The plurality of connection lines may comprise a plurality of first connection lines and a plurality of second connection lines having different lengths, the first connection lines may comprise first wiring portions arranged side by side in one direction and first contact portions extending from ends of the first wiring portions in a perpendicular direction, and the second connection lines may comprise second wiring portions arranged side by side in one direction; and second contact portions extending from ends of the second wiring portions in a perpendicular direction.

The first wiring portion may have a longer length than the second wiring portion, and the second contact portion may have a longer length than the first contact portion.

Although the exemplary embodiments of the present disclosure have been described in detail with reference to the accompanying drawings, the present disclosure is not limited thereto and may be embodied in many different forms without departing from the technical concept of the present disclosure. Therefore, the exemplary embodiments of the present disclosure are provided for illustrative purposes only but not intended to limit the technical concept of the present disclosure.

The scope of the technical concept of the present disclosure is not limited thereto. Therefore, it should be understood that the above-described exemplary embodiments are illustrative in all aspects and do not limit the present disclosure. All the technical concepts in the equivalent scope of the present disclosure should be construed as falling within the scope of the present disclosure.

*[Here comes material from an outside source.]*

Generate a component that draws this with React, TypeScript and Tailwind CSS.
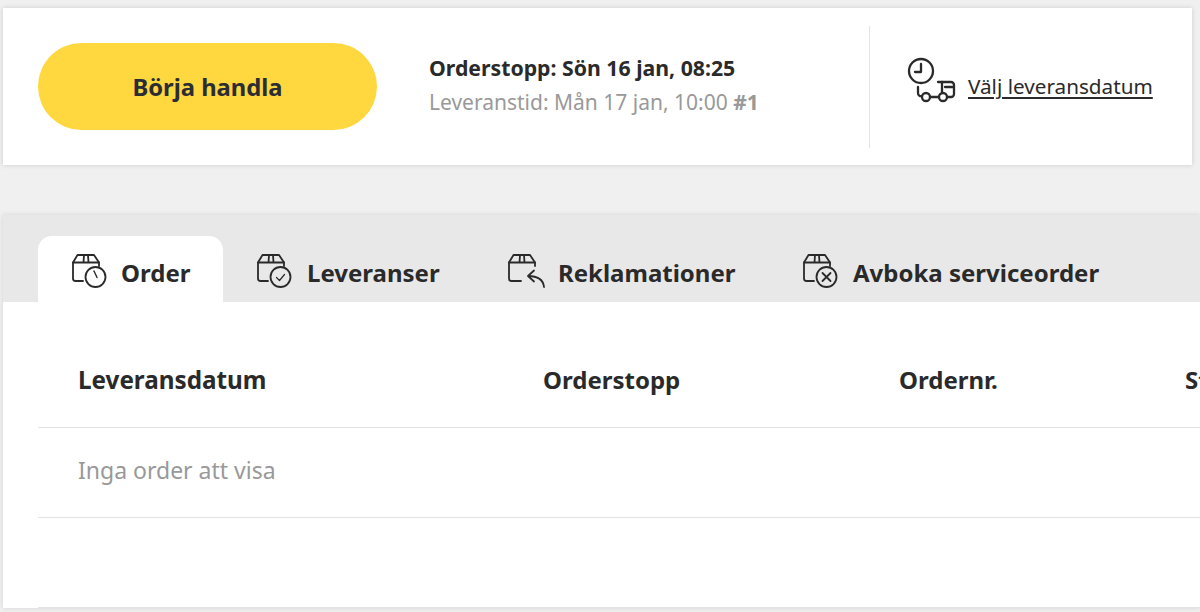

The various embodiments described above can be combined to provide further embodiments. These and other changes can be made to the embodiments in light of the above-detailed description. In general, in the following claims, the terms used should not be construed to limit the claims to the specific embodiments disclosed in the specification and the claims, but should be construed to include all possible embodiments along with the full scope of equivalents to which such claims are entitled. Accordingly, the claims are not limited by the disclosure.